- Instruction -
Skip any picture you find and retype all the remaining lines exactly.

- Supplied data -
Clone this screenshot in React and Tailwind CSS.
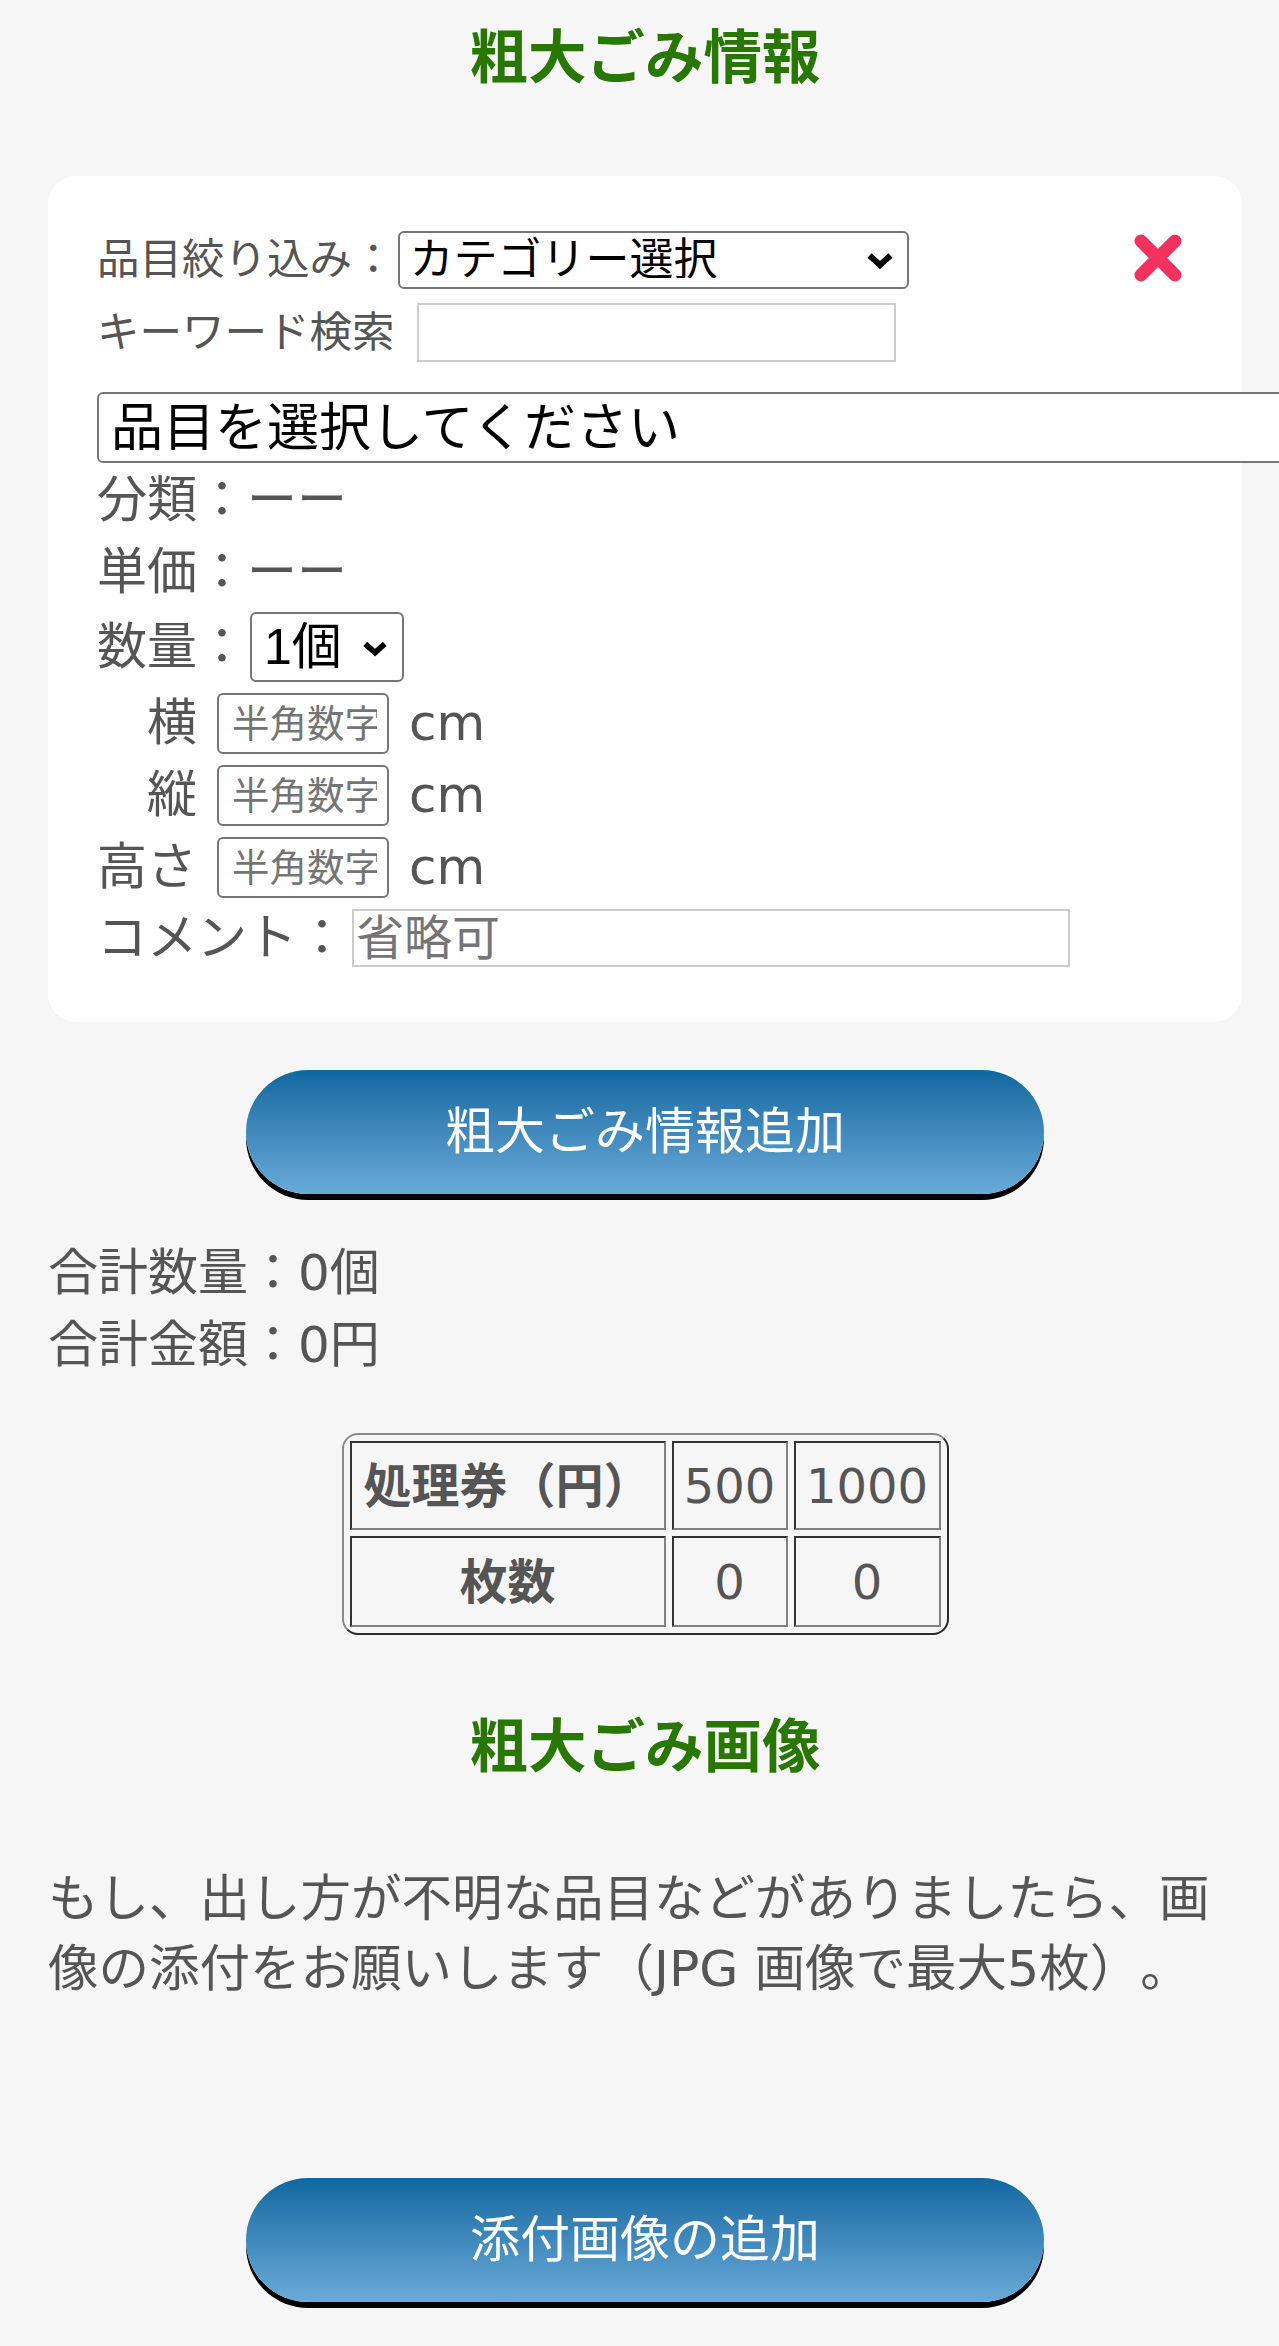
import React from "react";

const FONT = "font-['DejaVu_Sans','Noto_Sans_CJK_JP',sans-serif]";
const SELECT_FONT = "font-['Liberation_Sans','Noto_Sans_CJK_JP',sans-serif]";
const CJK_SELECT_FONT = "font-['Noto_Sans_CJK_JP',sans-serif]";

const Chevron = ({ className }) => (
  <svg viewBox="0 0 28 17" fill="none" className={className}>
    <path d="M3.5 3.5 L14 13 L24.5 3.5" stroke="#000" strokeWidth="6" />
  </svg>
);

const CloseIcon = () => (
  <svg viewBox="0 0 48 48" className="h-[48px] w-[48px]">
    <path d="M7 7 L41 41 M41 7 L7 41" stroke="#f2315f" strokeWidth="13" strokeLinecap="round" />
  </svg>
);

const SizeRow = ({ label }) => (
  <div className="mt-[11px] flex h-[61px] items-center">
    <span className="w-[100px] text-right">{label}</span>
    <input
      type="text"
      placeholder="半角数字"
      className="ml-[20px] h-[61px] w-[172px] rounded-[6px] border-2 border-[#767676] bg-white pl-[13px] pr-[10px] text-[37.5px] placeholder:text-[#757575] outline-none"
    />
    <span className="ml-[20px]">cm</span>
  </div>
);

const PillButton = ({ children, className = "" }) => (
  <button
    className={`mx-auto flex h-[124px] w-[798px] items-center justify-center rounded-full bg-linear-to-b from-[#0d68a0] to-[#68abd9] text-[50px] text-white shadow-[0_6px_0_#000] ${className}`}
  >
    {children}
  </button>
);

const cell = "border-2 border-t-[#333] border-l-[#333] border-b-[#808080] border-r-[#808080]";

export default function App() {
  return (
    <div
      lang="ja"
      className={`min-h-[2346px] overflow-hidden bg-[#f6f6f6] text-[#555] [text-spacing-trim:space-all] ${FONT}`}
    >
      <div className="ml-[48px] w-[1194px] pt-[16px] pb-[38px] text-[50px]">
        <h3 className="h-[84px] text-center text-[58.5px] font-bold leading-[84px] text-[#277700]">
          粗大ごみ情報
        </h3>

        {/* input card */}
        <div className="relative mt-[76px] rounded-[28px] bg-white pb-[55px] pl-[49px] pt-[55px]">
          <button className="absolute right-[60px] top-[58px]">
            <CloseIcon />
          </button>

          <div className="flex h-[58px] items-center">
            <span className="text-[42.5px]">品目絞り込み：</span>
            <div className="relative ml-[3px] h-[58px] w-[511px]">
              <select
                className={`block h-full w-full appearance-none rounded-[6px] border-2 border-[#767676] bg-white pt-0 pb-[8px] pl-[10px] text-[44px] leading-[44px] text-black ${CJK_SELECT_FONT}`}
              >
                <option>カテゴリー選択</option>
              </select>
              <Chevron className="pointer-events-none absolute right-[15px] top-[21px] h-[17px] w-[28px]" />
            </div>
          </div>

          <div className="mt-[14px] flex h-[59px] items-center">
            <span className="text-[42.5px]">キーワード検索</span>
            <input type="text" className="ml-[22px] h-[59px] w-[479px] border-2 border-[#cccccc] bg-white outline-none" />
          </div>

          <select
            className={`mt-[30px] block h-[71px] w-[1300px] appearance-none rounded-[6px] border-2 border-[#767676] bg-white pt-0 pb-[8px] pl-[12px] text-[52px] leading-[52px] text-black ${CJK_SELECT_FONT}`}
          >
            <option>品目を選択してください</option>
          </select>

          <div className="mt-[1px] flex h-[72px] items-center">分類：ーー</div>
          <div className="flex h-[72px] items-center">単価：ーー</div>

          <div className="mt-[4px] flex h-[70px] items-center">
            <span>数量：</span>
            <div className="relative ml-[3px] h-[70px] w-[154px]">
              <select
                className={`block h-full w-full appearance-none rounded-[6px] border-2 border-[#767676] bg-white py-0 pl-[12px] text-[50px] leading-[50px] text-black ${SELECT_FONT}`}
              >
                <option>1個</option>
              </select>
              <Chevron className="pointer-events-none absolute right-[16px] top-[28px] h-[17px] w-[26px]" />
            </div>
          </div>

          <SizeRow label="横" />
          <SizeRow label="縦" />
          <SizeRow label="高さ" />

          <div className="mt-[11px] flex h-[58px] items-center">
            <span>コメント：</span>
            <input
              type="text"
              placeholder="省略可"
              className="ml-[5px] h-[58px] w-[718px] border-2 border-[#cccccc] bg-white pl-[2px] text-[48px] placeholder:text-[#757575] outline-none"
            />
          </div>
        </div>

        <PillButton className="mt-[48px]">粗大ごみ情報追加</PillButton>

        <div className="mt-[43px] leading-[72px]">
          <p>合計数量：0個</p>
          <p>合計金額：0円</p>
        </div>

        <table className="mx-auto mt-[52px] border-separate border-spacing-[6px] rounded-[16px] border-2 border-t-[#8a8a8a] border-l-[#8a8a8a] border-b-[#2a2a2a] border-r-[#2a2a2a] text-[48px]">
          <tbody>
            <tr>
              <th className={`h-[89px] w-[316px] px-[4px] font-bold ${cell}`}>処理券（円）</th>
              <td className={`w-[116px] text-center ${cell}`}>500</td>
              <td className={`w-[147px] text-center ${cell}`}>1000</td>
            </tr>
            <tr>
              <th className={`h-[91px] font-bold ${cell}`}>枚数</th>
              <td className={`text-center ${cell}`}>0</td>
              <td className={`text-center ${cell}`}>0</td>
            </tr>
          </tbody>
        </table>

        <h3 className="mt-[70px] h-[84px] text-center text-[58.5px] font-bold leading-[84px] text-[#277700]">
          粗大ごみ画像
        </h3>

        <p className="mt-[75px] text-[50.5px] leading-[70px]">
          もし、出し方が不明な品目などがありましたら、画像の添付をお願いします（JPG 画像で最大5枚）。
        </p>

        <PillButton className="mt-[174px]">添付画像の追加</PillButton>
      </div>
    </div>
  );
}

- Solution below -
Clone this screenshot in React and Tailwind CSS.
import React from "react";

const FONT = "font-['DejaVu_Sans','Noto_Sans_CJK_JP',sans-serif]";
const SELECT_FONT = "font-['Liberation_Sans','Noto_Sans_CJK_JP',sans-serif]";
const CJK_SELECT_FONT = "font-['Noto_Sans_CJK_JP',sans-serif]";

const Chevron = ({ className }) => (
  <svg viewBox="0 0 28 17" fill="none" className={className}>
    <path d="M3.5 3.5 L14 13 L24.5 3.5" stroke="#000" strokeWidth="6" />
  </svg>
);

const CloseIcon = () => (
  <svg viewBox="0 0 48 48" className="h-[48px] w-[48px]">
    <path d="M7 7 L41 41 M41 7 L7 41" stroke="#f2315f" strokeWidth="13" strokeLinecap="round" />
  </svg>
);

const SizeRow = ({ label }) => (
  <div className="mt-[11px] flex h-[61px] items-center">
    <span className="w-[100px] text-right">{label}</span>
    <input
      type="text"
      placeholder="半角数字"
      className="ml-[20px] h-[61px] w-[172px] rounded-[6px] border-2 border-[#767676] bg-white pl-[13px] pr-[10px] text-[37.5px] placeholder:text-[#757575] outline-none"
    />
    <span className="ml-[20px]">cm</span>
  </div>
);

const PillButton = ({ children, className = "" }) => (
  <button
    className={`mx-auto flex h-[124px] w-[798px] items-center justify-center rounded-full bg-linear-to-b from-[#0d68a0] to-[#68abd9] text-[50px] text-white shadow-[0_6px_0_#000] ${className}`}
  >
    {children}
  </button>
);

const cell = "border-2 border-t-[#333] border-l-[#333] border-b-[#808080] border-r-[#808080]";

export default function App() {
  return (
    <div
      lang="ja"
      className={`min-h-[2346px] overflow-hidden bg-[#f6f6f6] text-[#555] [text-spacing-trim:space-all] ${FONT}`}
    >
      <div className="ml-[48px] w-[1194px] pt-[16px] pb-[38px] text-[50px]">
        <h3 className="h-[84px] text-center text-[58.5px] font-bold leading-[84px] text-[#277700]">
          粗大ごみ情報
        </h3>

        {/* input card */}
        <div className="relative mt-[76px] rounded-[28px] bg-white pb-[55px] pl-[49px] pt-[55px]">
          <button className="absolute right-[60px] top-[58px]">
            <CloseIcon />
          </button>

          <div className="flex h-[58px] items-center">
            <span className="text-[42.5px]">品目絞り込み：</span>
            <div className="relative ml-[3px] h-[58px] w-[511px]">
              <select
                className={`block h-full w-full appearance-none rounded-[6px] border-2 border-[#767676] bg-white pt-0 pb-[8px] pl-[10px] text-[44px] leading-[44px] text-black ${CJK_SELECT_FONT}`}
              >
                <option>カテゴリー選択</option>
              </select>
              <Chevron className="pointer-events-none absolute right-[15px] top-[21px] h-[17px] w-[28px]" />
            </div>
          </div>

          <div className="mt-[14px] flex h-[59px] items-center">
            <span className="text-[42.5px]">キーワード検索</span>
            <input type="text" className="ml-[22px] h-[59px] w-[479px] border-2 border-[#cccccc] bg-white outline-none" />
          </div>

          <select
            className={`mt-[30px] block h-[71px] w-[1300px] appearance-none rounded-[6px] border-2 border-[#767676] bg-white pt-0 pb-[8px] pl-[12px] text-[52px] leading-[52px] text-black ${CJK_SELECT_FONT}`}
          >
            <option>品目を選択してください</option>
          </select>

          <div className="mt-[1px] flex h-[72px] items-center">分類：ーー</div>
          <div className="flex h-[72px] items-center">単価：ーー</div>

          <div className="mt-[4px] flex h-[70px] items-center">
            <span>数量：</span>
            <div className="relative ml-[3px] h-[70px] w-[154px]">
              <select
                className={`block h-full w-full appearance-none rounded-[6px] border-2 border-[#767676] bg-white py-0 pl-[12px] text-[50px] leading-[50px] text-black ${SELECT_FONT}`}
              >
                <option>1個</option>
              </select>
              <Chevron className="pointer-events-none absolute right-[16px] top-[28px] h-[17px] w-[26px]" />
            </div>
          </div>

          <SizeRow label="横" />
          <SizeRow label="縦" />
          <SizeRow label="高さ" />

          <div className="mt-[11px] flex h-[58px] items-center">
            <span>コメント：</span>
            <input
              type="text"
              placeholder="省略可"
              className="ml-[5px] h-[58px] w-[718px] border-2 border-[#cccccc] bg-white pl-[2px] text-[48px] placeholder:text-[#757575] outline-none"
            />
          </div>
        </div>

        <PillButton className="mt-[48px]">粗大ごみ情報追加</PillButton>

        <div className="mt-[43px] leading-[72px]">
          <p>合計数量：0個</p>
          <p>合計金額：0円</p>
        </div>

        <table className="mx-auto mt-[52px] border-separate border-spacing-[6px] rounded-[16px] border-2 border-t-[#8a8a8a] border-l-[#8a8a8a] border-b-[#2a2a2a] border-r-[#2a2a2a] text-[48px]">
          <tbody>
            <tr>
              <th className={`h-[89px] w-[316px] px-[4px] font-bold ${cell}`}>処理券（円）</th>
              <td className={`w-[116px] text-center ${cell}`}>500</td>
              <td className={`w-[147px] text-center ${cell}`}>1000</td>
            </tr>
            <tr>
              <th className={`h-[91px] font-bold ${cell}`}>枚数</th>
              <td className={`text-center ${cell}`}>0</td>
              <td className={`text-center ${cell}`}>0</td>
            </tr>
          </tbody>
        </table>

        <h3 className="mt-[70px] h-[84px] text-center text-[58.5px] font-bold leading-[84px] text-[#277700]">
          粗大ごみ画像
        </h3>

        <p className="mt-[75px] text-[50.5px] leading-[70px]">
          もし、出し方が不明な品目などがありましたら、画像の添付をお願いします（JPG 画像で最大5枚）。
        </p>

        <PillButton className="mt-[174px]">添付画像の追加</PillButton>
      </div>
    </div>
  );
}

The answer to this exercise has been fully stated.